The Hillsborough Area Regional Transit Authority is seeking permission from its board to keep the Monday- through-Friday Uptown- Downtown Connector on the streets until 10:30 p.m. beginning this fall.

Hotel and convention officials have told HARTline they favor the move, saying it will improve transportation for visitors trying to move around downtown and connect to the TECO Line Streetcar System.

Mayor Pam Iorio supports the later hours because it would help bring more people to the downtown areas the city wants to revitalize.

``It's a reliable, low-cost way of providing mass transportation in the downtown core that is really needed,'' she said.

The HARTline board will accept public comment Monday morning on the proposed change to the trolley service and more than a dozen bus routes. No decision on the plans are expected until the board's August meeting. The changes would go into effect this fall.

If completely enacted, the plans would free up more than $1.2 million to reinvest in service improvements, HARTline spokeswoman Jill Cappadoro said.

The later service downtown is expected to cost HARTline about the same to operate but will come at a price to riders, who have been getting free rides.

HARTline plans to begin charging 50 cents per trip. Frequent riders would also have the option of purchasing a monthly trolley pass at a deeply reduced rate of $5.

Trolley riders expressed mixed reactions to the proposal.

Ken Thomas works as a stagehand at venues such as the Tampa Convention Center and the Tampa Bay Performing Arts Center at gigs that often stretch into the night. He likes the idea of later hours and said 50 cents is an acceptable price.

``Sounds fair to me,'' he said. ``Beats a cab.''

Others also didn't mind the fare but were skeptical about later service helping create a more vibrant downtown.

``Downtown's dead,'' George Wilson said Thursday as the trolley circled Harbour Island. ``What's there to do downtown?''

``With visitors, it might work,'' Oksana Pastor said. ``But for the regular 8-to-5 work force, they may leave at 5.''

The downtown circulator service began in 1999. It costs about about $685,000 a year to run, including contributions from the city and county governments.
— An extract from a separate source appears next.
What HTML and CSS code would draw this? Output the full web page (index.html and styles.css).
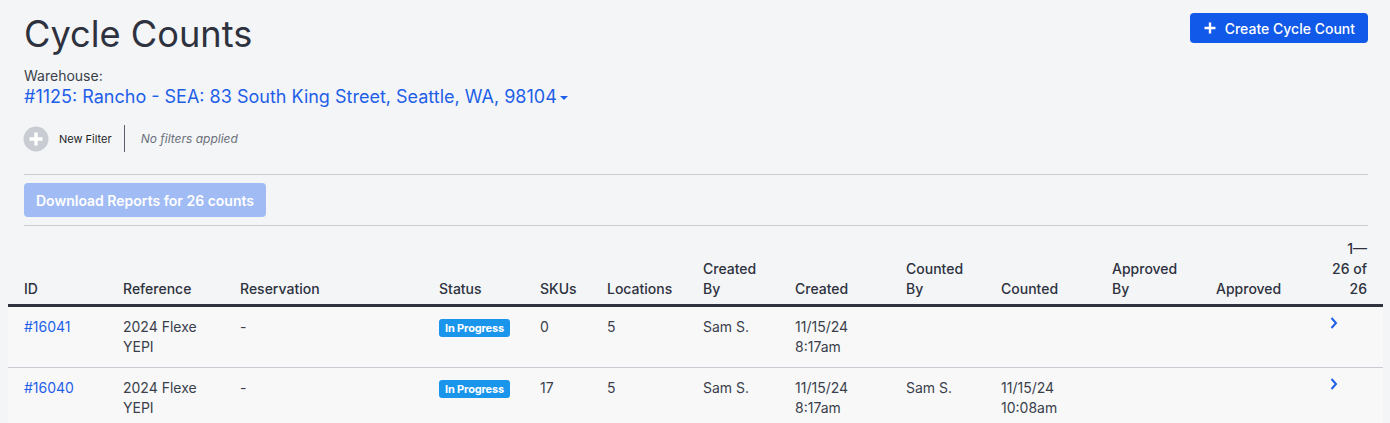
FILE: index.html
```html
<!DOCTYPE html>
<html lang="en">

<head>
    <meta charset="UTF-8">
    <meta name="viewport" content="width=device-width, initial-scale=1.0">
    <title>Cycle Counts</title>
    <link rel="stylesheet" href="styles.css">
</head>

<body>
    <main class="page">
        <div class="page-header">
            <div class="title-block">
                <h1>Cycle Counts</h1>
                <div class="warehouse-label">Warehouse:</div>
                <a class="warehouse-link" href="#">#1125: Rancho - SEA: 83 South King Street, Seattle, WA, 98104<span class="caret"></span></a>
            </div>
            <button class="btn-primary">
                <svg width="12" height="12" viewBox="0 0 12 12"><path d="M6 0.5v11M0.5 6h11" stroke="#fff" stroke-width="2.4"/></svg>
                Create Cycle Count
            </button>
        </div>

        <div class="filters">
            <span class="filter-add">
                <svg width="26" height="26" viewBox="0 0 26 26">
                    <circle cx="13" cy="13" r="12.5" fill="#c9ccd3"/>
                    <path d="M13 6.5v13M6.5 13h13" stroke="#fff" stroke-width="3.4"/>
                </svg>
                <span class="filter-label">New Filter</span>
            </span>
            <span class="filter-divider"></span>
            <span class="filter-empty">No filters applied</span>
        </div>

        <div class="actions">
            <button class="btn-download" disabled>Download Reports for 26 counts</button>
        </div>

        <table class="counts">
            <thead>
                <tr>
                    <th class="c-id">ID</th>
                    <th class="c-ref">Reference</th>
                    <th class="c-res">Reservation</th>
                    <th class="c-status">Status</th>
                    <th class="c-skus">SKUs</th>
                    <th class="c-loc">Locations</th>
                    <th class="c-cby">Created By</th>
                    <th class="c-created">Created</th>
                    <th class="c-countby">Counted By</th>
                    <th class="c-counted">Counted</th>
                    <th class="c-aby">Approved By</th>
                    <th class="c-approved">Approved</th>
                    <th class="c-pager">1—26 of 26</th>
                </tr>
            </thead>
            <tbody>
                <tr>
                    <td><a href="#">#16041</a></td>
                    <td>2024 Flexe YEPI</td>
                    <td>-</td>
                    <td><span class="badge">In Progress</span></td>
                    <td>0</td>
                    <td>5</td>
                    <td>Sam S.</td>
                    <td>11/15/24 8:17am</td>
                    <td></td>
                    <td></td>
                    <td></td>
                    <td></td>
                    <td class="chev"><svg width="8" height="12" viewBox="0 0 8 12"><path d="M1.5 1l4.5 5-4.5 5" fill="none" stroke="#1f5fe8" stroke-width="2"/></svg></td>
                </tr>
                <tr>
                    <td><a href="#">#16040</a></td>
                    <td>2024 Flexe YEPI</td>
                    <td>-</td>
                    <td><span class="badge">In Progress</span></td>
                    <td>17</td>
                    <td>5</td>
                    <td>Sam S.</td>
                    <td>11/15/24 8:17am</td>
                    <td>Sam S.</td>
                    <td>11/15/24 10:08am</td>
                    <td></td>
                    <td></td>
                    <td class="chev"><svg width="8" height="12" viewBox="0 0 8 12"><path d="M1.5 1l4.5 5-4.5 5" fill="none" stroke="#1f5fe8" stroke-width="2"/></svg></td>
                </tr>
            </tbody>
        </table>
    </main>
</body>

</html>
```

FILE: styles.css
```css
body {
    font-family: Inter, "Liberation Sans", sans-serif;
    background-color: #f4f5f7;
    color: #3a3f4b;
    margin: 0;
    padding: 0;
}

.page {
    padding: 13px 22px 0 24px;
}

.page-header {
    display: flex;
    justify-content: space-between;
    align-items: flex-start;
}

h1 {
    margin: 0;
    font-size: 36.2px;
    font-weight: 400;
    line-height: 42px;
    color: #2d323e;
}

.warehouse-label {
    margin-top: 12px;
    font-size: 14px;
    line-height: 18px;
    color: #3a3f4b;
}

.warehouse-link {
    display: inline-block;
    font-size: 18px;
    line-height: 24px;
    color: #1f5fe8;
    text-decoration: none;
}

.caret {
    display: inline-block;
    width: 0;
    height: 0;
    margin-left: 3px;
    vertical-align: middle;
    border-left: 4px solid transparent;
    border-right: 4px solid transparent;
    border-top: 4px solid #1f5fe8;
}

.btn-primary {
    display: flex;
    align-items: center;
    gap: 9px;
    height: 30px;
    padding: 0 13px 0 14px;
    background-color: #1159e8;
    color: white;
    border: none;
    border-radius: 4px;
    font-family: inherit;
    font-size: 14px;
    font-weight: 500;
    cursor: pointer;
}

.filters {
    display: flex;
    align-items: center;
    margin-top: 16px;
    padding-bottom: 22px;
    border-bottom: 1px solid #c9ccd3;
}

.filter-add {
    display: flex;
    align-items: center;
    gap: 10px;
}

.filter-add svg {
    margin-left: -1px;
}

.filter-label {
    font-size: 11px;
    color: #1c1f26;
}

.filter-divider {
    width: 1px;
    height: 27px;
    margin: 0 16px 0 12px;
    background-color: #5b606b;
}

.filter-empty {
    font-size: 12px;
    font-style: italic;
    color: #6b707b;
}

.actions {
    padding: 8px 0 8px;
    border-bottom: 1px solid #c9ccd3;
}

.btn-download {
    height: 34px;
    padding: 0 12px;
    background-color: #a1bbf4;
    color: white;
    border: none;
    border-radius: 4px;
    font-family: inherit;
    font-size: 14px;
    font-weight: 600;
}

.counts {
    width: 1375px;
    table-layout: fixed;
    margin: 13px 0 0 -16px;
    border-collapse: collapse;
    font-size: 14px;
}

.counts th {
    box-sizing: border-box;
    padding: 0 16px 5px 16px;
    text-align: left;
    vertical-align: bottom;
    font-weight: 500;
    line-height: 20px;
    color: #2d323e;
    border-bottom: 3px solid #2f333d;
}

.counts td {
    padding: 10px 16px 10px 16px;
    vertical-align: top;
    line-height: 20px;
    background-color: #f8f8f9;
    border-bottom: 1px solid #c9ccd3;
}

.counts td a {
    color: #1f5fe8;
    text-decoration: none;
}

.c-id { width: 99px; }
.c-ref { width: 117px; }
.c-res { width: 199px; }
.c-status { width: 101px; }
.c-skus { width: 67px; }
.c-loc { width: 96px; }
.c-cby { width: 92px; }
.c-created { width: 111px; }
.c-countby { width: 95px; }
.c-counted { width: 111px; }
.c-aby { width: 104px; }
.c-approved { width: 99px; }

.counts th.c-pager {
    width: 84px;
    padding-left: 32px;
    text-align: right;
}

.badge {
    display: inline-block;
    padding: 0 6px;
    background-color: #1a95ec;
    color: white;
    border-radius: 3px;
    font-size: 11px;
    font-weight: 700;
    line-height: 18px;
    letter-spacing: -0.15px;
    white-space: nowrap;
}

.chev {
    padding-top: 15px;
}

.chev svg {
    display: block;
    margin-left: 15px;
}
```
The bright yellow cars circle downtown for 12 hours a day, five days a week, with stops near most downtown hotels, the Tampa Bay Performing Arts Center, the Tampa Convention Center and the Marion Transit Center.

A trolley comes every 10 minutes.

That, too, would change under the proposal.

Ten-minute frequency would continue from 6 to 9 a.m. and resume from 4 to 6 p.m. The rest of the time, riders can expect a 15-minute wait.

``We're not spending any additional money on this route,'' said Ed Crawford, a HARTline spokesman. ``We're trading off some of that midday service in exchange for seeing if there is a market for evening hours.''

Michael Kilgore, vice president of marketing at the performing arts center, said patrons would probably be well- served by the extended hours Tuesday through Thursday, when curtains rise at 7:30 p.m. Friday's 8 p.m. show starts would probably push standing ovations past 10:30, meaning riders could only benefit from preshow excursions.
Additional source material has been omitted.